Request:
Check every line below for the word "React" and show those that hold it.
________
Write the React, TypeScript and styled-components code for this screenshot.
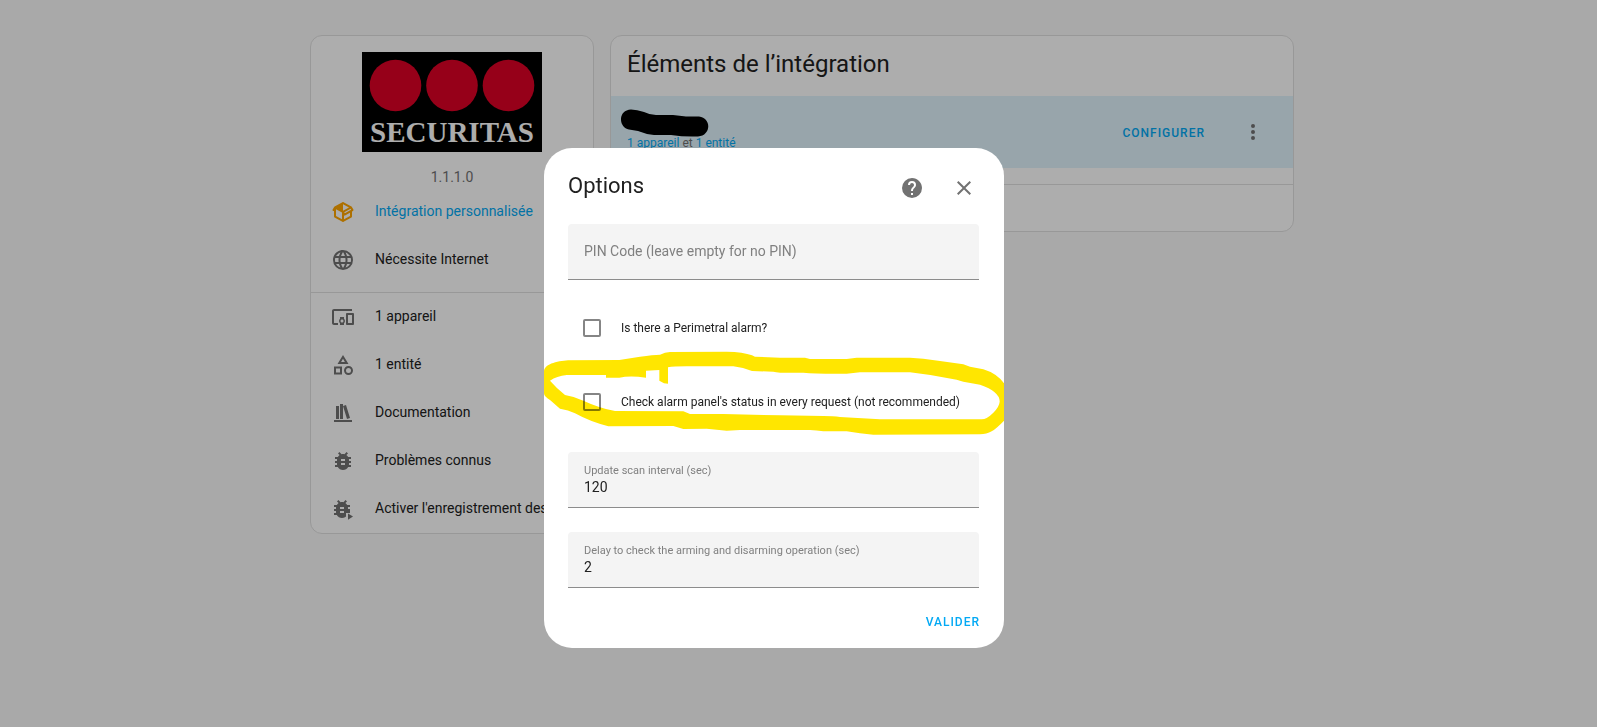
import React from "react";
import styled, { createGlobalStyle } from "styled-components";

const GlobalStyle = createGlobalStyle`
  *, *::before, *::after { box-sizing: border-box; }
  body {
    margin: 0;
    background: #fafafa;
    color: #212121;
    font: 400 14px/20px Roboto, sans-serif;
  }
  h1, h2, p, ul { margin: 0; padding: 0; font-weight: 400; }
  a { color: #03a9f4; text-decoration: none; }
  button { font: inherit; border: 0; background: none; cursor: pointer; }
`;

const icons = {
  package:
    "M2,10.96C1.5,10.68 1.35,10.07 1.63,9.59L3.13,7C3.24,6.8 3.41,6.66 3.6,6.58L11.43,2.18C11.59,2.06 11.79,2 12,2C12.21,2 12.41,2.06 12.57,2.18L20.47,6.62C20.66,6.72 20.82,6.88 20.91,7.08L22.36,9.6C22.64,10.08 22.47,10.69 22,10.96L21,11.54V16.5C21,16.88 20.79,17.21 20.47,17.38L12.57,21.82C12.41,21.94 12.21,22 12,22C11.79,22 11.59,21.94 11.43,21.82L3.53,17.38C3.21,17.21 3,16.88 3,16.5V10.96C2.7,11.13 2.32,11.14 2,10.96M12,4.15V4.15L12,10.85V10.85L17.96,7.5L12,4.15M5,15.91L11,19.29V12.58L5,9.21V15.91M19,15.91V12.69L14,15.59C13.67,15.77 13.3,15.76 13,15.6V19.29L19,15.91M13.85,13.36L20.13,9.73L19.55,8.72L13.27,12.35L13.85,13.36Z",
  web: "M16.36,14C16.44,13.34 16.5,12.68 16.5,12C16.5,11.32 16.44,10.66 16.36,10H19.74C19.9,10.64 20,11.31 20,12C20,12.69 19.9,13.36 19.74,14M14.59,19.56C15.19,18.45 15.65,17.25 15.97,16H18.92C17.96,17.65 16.43,18.93 14.59,19.56M14.34,14H9.66C9.56,13.34 9.5,12.68 9.5,12C9.5,11.32 9.56,10.65 9.66,10H14.34C14.43,10.65 14.5,11.32 14.5,12C14.5,12.68 14.43,13.34 14.34,14M12,19.96C11.17,18.76 10.5,17.43 10.09,16H13.91C13.5,17.43 12.83,18.76 12,19.96M8,8H5.08C6.03,6.34 7.57,5.06 9.4,4.44C8.8,5.55 8.35,6.75 8,8M5.08,16H8C8.35,17.25 8.8,18.45 9.4,19.56C7.57,18.93 6.03,17.65 5.08,16M4.26,14C4.1,13.36 4,12.69 4,12C4,11.31 4.1,10.64 4.26,10H7.64C7.56,10.66 7.5,11.32 7.5,12C7.5,12.68 7.56,13.34 7.64,14M12,4.03C12.83,5.23 13.5,6.57 13.91,8H10.09C10.5,6.57 11.17,5.23 12,4.03M18.92,8H15.97C15.65,6.75 15.19,5.55 14.59,4.44C16.43,5.07 17.96,6.34 18.92,8M12,2C6.47,2 2,6.5 2,12A10,10 0 0,0 12,22A10,10 0 0,0 22,12A10,10 0 0,0 12,2Z",
  devices:
    "M3 6H21V4H3C1.9 4 1 4.9 1 6V18C1 19.1 1.9 20 3 20H7V18H3V6M13 12H9V13.78C8.39 14.33 8 15.11 8 16C8 16.89 8.39 17.67 9 18.22V20H13V18.22C13.61 17.67 14 16.88 14 16S13.61 14.33 13 13.78V12M11 17.5C10.17 17.5 9.5 16.83 9.5 16S10.17 14.5 11 14.5 12.5 15.17 12.5 16 11.83 17.5 11 17.5M22 8H16C15.5 8 15 8.5 15 9V19C15 19.5 15.5 20 16 20H22C22.5 20 23 19.5 23 19V9C23 8.5 22.5 8 22 8M21 18H17V10H21V18Z",
  shape:
    "M11,13.5V21.5H3V13.5H11M9,15.5H5V19.5H9V15.5M12,2L17.5,11H6.5L12,2M12,5.86L10.08,9H13.92L12,5.86M17.5,13C20,13 22,15 22,17.5C22,20 20,22 17.5,22C15,22 13,20 13,17.5C13,15 15,13 17.5,13M17.5,15A2.5,2.5 0 0,0 15,17.5A2.5,2.5 0 0,0 17.5,20A2.5,2.5 0 0,0 20,17.5A2.5,2.5 0 0,0 17.5,15Z",
  bookshelf: "M9 3V18H12V3H9M12 5L16 18L19 17L15 4L12 5M5 5V18H8V5H5M3 19V21H21V19H3Z",
  bug: "M14,12H10V10H14M14,16H10V14H14M20,8H17.19C16.74,7.22 16.12,6.55 15.37,6.04L17,4.41L15.59,3L13.42,5.17C12.96,5.06 12.5,5 12,5C11.5,5 11.04,5.06 10.59,5.17L8.41,3L7,4.41L8.62,6.04C7.88,6.55 7.26,7.22 6.81,8H4V10H6.09C6.04,10.33 6,10.66 6,11V12H4V14H6V15C6,15.34 6.04,15.67 6.09,16H4V18H6.81C7.85,19.79 9.78,21 12,21C14.22,21 16.15,19.79 17.19,18H20V16H17.91C17.96,15.67 18,15.34 18,15V14H20V12H18V11C18,10.66 17.96,10.33 17.91,10H20V8Z",
  dots: "M12,16A2,2 0 0,1 14,18A2,2 0 0,1 12,20A2,2 0 0,1 10,18A2,2 0 0,1 12,16M12,10A2,2 0 0,1 14,12A2,2 0 0,1 12,14A2,2 0 0,1 10,12A2,2 0 0,1 12,10M12,4A2,2 0 0,1 14,6A2,2 0 0,1 12,8A2,2 0 0,1 10,6A2,2 0 0,1 12,4Z",
  help: "M15.07,11.25L14.17,12.17C13.45,12.89 13,13.5 13,15H11V14.5C11,13.39 11.45,12.39 12.17,11.67L13.41,10.41C13.78,10.05 14,9.55 14,9C14,7.89 13.1,7 12,7A2,2 0 0,0 10,9H8A4,4 0 0,1 12,5A4,4 0 0,1 16,9C16,9.88 15.64,10.67 15.07,11.25M13,19H11V17H13M12,2A10,10 0 0,0 2,12A10,10 0 0,0 12,22A10,10 0 0,0 22,12C22,6.47 17.5,2 12,2Z",
  close:
    "M19,6.41L17.59,5L12,10.59L6.41,5L5,6.41L10.59,12L5,17.59L6.41,19L12,13.41L17.59,19L19,17.59L13.41,12L19,6.41Z",
};

const Svg = styled.svg<{ $color?: string }>`
  display: block;
  flex: none;
  width: 24px;
  height: 24px;
  fill: ${(p) => p.$color ?? "#727272"};
`;

const Icon = ({ name, color }: { name: keyof typeof icons; color?: string }) => (
  <Svg viewBox="0 0 24 24" $color={color} aria-hidden="true">
    <path d={icons[name]} />
  </Svg>
);

const BugPlayIcon = () => (
  <Svg viewBox="0 0 24 24" aria-hidden="true">
    <path d={icons.bug} transform="translate(-1 0)" />
    <path d="M15 14V24H24V14Z" fill="#fff" />
    <path d="M15 14H19V16H15Z" />
    <path d="M17 16.5V22.8L22 19.6Z" />
  </Svg>
);

const Page = styled.main`
  display: flex;
  align-items: flex-start;
  gap: 16px;
  max-width: 984px;
  margin: 0 auto;
  padding: 35px 0;
`;

const PageFrame = styled.div`
  padding-left: 7px;
`;

const Card = styled.section<{ $grow?: boolean }>`
  flex: ${(p) => (p.$grow ? "1" : "0 0 284px")};
  min-width: 0;
  overflow: hidden;
  background: #fff;
  border: 1px solid #e0e0e0;
  border-radius: 12px;
`;

const Brand = styled.div`
  display: flex;
  flex-direction: column;
  align-items: center;
  gap: 15px;
  padding: 16px 0 1px;
  color: #727272;
`;

const Logo = styled.svg`
  display: block;
  width: 180px;
  height: 100px;
`;

const InfoList = styled.ul<{ $divided?: boolean }>`
  list-style: none;
  padding: ${(p) => (p.$divided ? "0 0 8px" : "0")};
  border-bottom: ${(p) => (p.$divided ? "1px solid #e0e0e0" : "0")};
`;

const InfoItem = styled.li`
  display: flex;
  align-items: center;
  gap: 20px;
  height: 48px;
  padding: 0 20px;
  white-space: nowrap;
`;

const InfoLink = styled.a<{ $plain?: boolean }>`
  padding-bottom: 2px;
  color: ${(p) => (p.$plain ? "#212121" : "#03a9f4")};
`;

const InfoText = styled.span`
  padding-bottom: 2px;
`;

const CardTitle = styled.h1`
  padding: 12px 16px 16px;
  font-size: 24px;
  line-height: 32px;
`;

const Entry = styled.div`
  display: flex;
  align-items: center;
  height: 72px;
  padding: 0 16px;
  background: #e0f3fc;
`;

const EntryText = styled.div`
  flex: 1;
  padding-top: 2px;
  font-size: 12px;
  color: #727272;
`;

const EntryName = styled.div`
  position: relative;
  height: 20px;
`;

const Redaction = styled.svg`
  position: absolute;
  left: -6px;
  top: -4px;
  width: 88px;
  height: 28px;
`;

const TextButton = styled.button`
  padding: 9px 8px 7px;
  font-size: 12px;
  line-height: 20px;
  font-weight: 500;
  letter-spacing: 1px;
  text-transform: uppercase;
  color: #03a9f4;
`;

const IconButton = styled.button`
  display: grid;
  place-items: center;
  width: 48px;
  height: 48px;
  padding: 0;
`;

const EntryActions = styled.div`
  display: flex;
  align-items: center;
  gap: 16px;
`;

const CardFooter = styled.div`
  height: 47px;
  margin-top: 16px;
  border-top: 1px solid #e0e0e0;
`;

const Scrim = styled.div`
  position: fixed;
  inset: 0;
  display: flex;
  align-items: center;
  justify-content: center;
  padding: 69px 49px 0 0;
  background: rgba(0, 0, 0, 0.32);
`;

const Dialog = styled.form`
  position: relative;
  width: 460px;
  max-width: 100%;
  background: #fff;
  border-radius: 28px;
`;

const DialogHeader = styled.header`
  display: flex;
  gap: 4px;
  padding: 16px 16px 12px 24px;
`;

const DialogTitle = styled.h2`
  flex: 1;
  font-size: 22px;
  line-height: 44px;
`;

const Fields = styled.div`
  display: flex;
  flex-direction: column;
  gap: 24px;
  padding: 0 25px 0 24px;
`;

const FieldBox = styled.div`
  display: flex;
  flex-direction: column;
  justify-content: center;
  height: 56px;
  padding: 0 16px 2px;
  background: #f4f4f4;
  border-bottom: 1px solid #8c8c8c;
  border-radius: 4px 4px 0 0;
`;

const FieldLabel = styled.label`
  font-size: 11px;
  line-height: 16px;
  color: #808080;
`;

const FieldInput = styled.input`
  width: 100%;
  height: 16px;
  padding: 0;
  border: 0;
  outline: 0;
  background: none;
  color: #212121;
  font: 400 14px/16px Roboto, sans-serif;

  &::placeholder {
    color: #808080;
    opacity: 1;
  }
`;

const CheckRow = styled.label`
  display: flex;
  align-items: center;
  gap: 20px;
  height: 50px;
  padding: 0 0 2px 15px;
  font-size: 12px;
  white-space: nowrap;
`;

const CheckInput = styled.input`
  appearance: none;
  flex: none;
  width: 18px;
  height: 18px;
  margin: 0;
  border: 2px solid #858585;
  border-radius: 2px;

  &:checked {
    background: #03a9f4;
  }
`;

const DialogActions = styled.footer`
  display: flex;
  justify-content: flex-end;
  padding: 15px 16px 9px;
`;

const Marker = styled.svg`
  position: absolute;
  left: 0;
  top: 202px;
  width: 100%;
  height: 90px;
  mix-blend-mode: multiply;
  pointer-events: none;
`;

const TextField = ({ id, label, value }: { id: string; label: string; value: string }) => (
  <FieldBox>
    <FieldLabel htmlFor={id}>{label}</FieldLabel>
    <FieldInput id={id} defaultValue={value} />
  </FieldBox>
);

export default function App() {
  return (
    <>
      <GlobalStyle />
      <PageFrame>
        <Page>
          <Card>
            <Brand>
              <Logo viewBox="0 0 180 100" role="img" aria-label="Securitas">
                <rect width="180" height="100" fill="#000" />
                <g fill="#de0026">
                  <circle cx="33.5" cy="33.5" r="25.8" />
                  <circle cx="90" cy="33.5" r="25.8" />
                  <circle cx="146.5" cy="33.5" r="25.8" />
                </g>
                <text
                  x="90"
                  y="90"
                  textAnchor="middle"
                  fill="#fff"
                  fontFamily="'Liberation Serif', serif"
                  fontWeight="700"
                  fontSize="29"
                >
                  SECURITAS
                </text>
              </Logo>
              <p>1.1.1.0</p>
            </Brand>
            <InfoList $divided>
              <InfoItem>
                <Icon name="package" color="#ffa600" />
                <InfoLink href="#">Intégration personnalisée</InfoLink>
              </InfoItem>
              <InfoItem>
                <Icon name="web" />
                <InfoText>Nécessite Internet</InfoText>
              </InfoItem>
            </InfoList>
            <InfoList>
              <InfoItem>
                <Icon name="devices" />
                <InfoLink href="#" $plain>1 appareil</InfoLink>
              </InfoItem>
              <InfoItem>
                <Icon name="shape" />
                <InfoLink href="#" $plain>1 entité</InfoLink>
              </InfoItem>
              <InfoItem>
                <Icon name="bookshelf" />
                <InfoLink href="#" $plain>Documentation</InfoLink>
              </InfoItem>
              <InfoItem>
                <Icon name="bug" />
                <InfoLink href="#" $plain>Problèmes connus</InfoLink>
              </InfoItem>
              <InfoItem>
                <BugPlayIcon />
                <InfoLink href="#" $plain>Activer l'enregistrement des</InfoLink>
              </InfoItem>
            </InfoList>
          </Card>

          <Card $grow>
            <CardTitle>Éléments de l’intégration</CardTitle>
            <Entry>
              <EntryText>
                <EntryName>
                  <Redaction viewBox="0 0 88 28" aria-hidden="true">
                    <path d="M10 .5Q16 .5 23 3Q29 6 35 6L52 6L65 7.5L78 7.5C91 9 90 27 77 27.5Q63 28 50 26L33 26Q24 25 17 22L8 20.5C-3 18-3 1 10 .5Z" />
                  </Redaction>
                </EntryName>
                <div>
                  <a href="#">1 appareil</a> et <a href="#">1 entité</a>
                </div>
              </EntryText>
              <EntryActions>
                <TextButton type="button">Configurer</TextButton>
                <IconButton type="button" aria-label="Menu">
                  <Icon name="dots" />
                </IconButton>
              </EntryActions>
            </Entry>
            <CardFooter />
          </Card>
        </Page>
      </PageFrame>

      <Scrim>
        <Dialog role="dialog" aria-labelledby="dialog-title" onSubmit={(e) => e.preventDefault()}>
          <DialogHeader>
            <DialogTitle id="dialog-title">Options</DialogTitle>
            <IconButton type="button" aria-label="Aide">
              <Icon name="help" />
            </IconButton>
            <IconButton type="button" aria-label="Fermer">
              <Icon name="close" />
            </IconButton>
          </DialogHeader>
          <Fields>
            <FieldBox>
              <FieldInput
                aria-label="PIN Code (leave empty for no PIN)"
                placeholder="PIN Code (leave empty for no PIN)"
              />
            </FieldBox>
            <CheckRow>
              <CheckInput type="checkbox" />
              Is there a Perimetral alarm?
            </CheckRow>
            <CheckRow>
              <CheckInput type="checkbox" />
              Check alarm panel's status in every request (not recommended)
            </CheckRow>
            <TextField id="scan" label="Update scan interval (sec)" value="120" />
            <TextField id="delay" label="Delay to check the arming and disarming operation (sec)" value="2" />
          </Fields>
          <DialogActions>
            <TextButton type="submit">Valider</TextButton>
          </DialogActions>
          <Marker viewBox="12 60 1380 270" aria-hidden="true">
            <path
              fill="#ffe600"
              fillRule="evenodd"
              d="M12 125C12 100 60 92 90 91L238 90L300 80Q340 74 360 74Q375 66 390 66L560 65Q610 66 636 76L645 80L720 83L795 83L810 87L920 87L950 83L1110 83L1150 86L1200 93L1270 103L1290 110L1330 118Q1370 130 1392 160L1392 272Q1370 295 1355 304Q1340 313 1320 313L1000 314Q960 311 920 304L850 304Q830 301 810 300L600 300L560 302L500 296L430 297L400 288L205 289Q150 275 105 250Q85 240 60 236L30 210Q12 200 12 190ZM30 152Q50 138 80 135L198 135L198 143L238 143Q270 136 318 143L318 122L358 120L358 152L372 160L384 161L384 112Q400 109 440 109L580 109Q610 112 636 123L700 125Q720 130 790 128Q830 132 920 131L960 127L1110 127Q1180 135 1250 149L1270 155L1320 164Q1380 185 1379 215Q1378 230 1360 248Q1340 268 1325 268L1020 268L900 261Q880 258 850 258L720 256L550 252L450 252L430 244L225 243Q180 235 130 212Q105 200 75 195Q50 175 30 152Z"
            />
          </Marker>
        </Dialog>
      </Scrim>
    </>
  );
}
________
Reply:
Write the React, TypeScript and styled-components code for this screenshot.
import React from "react";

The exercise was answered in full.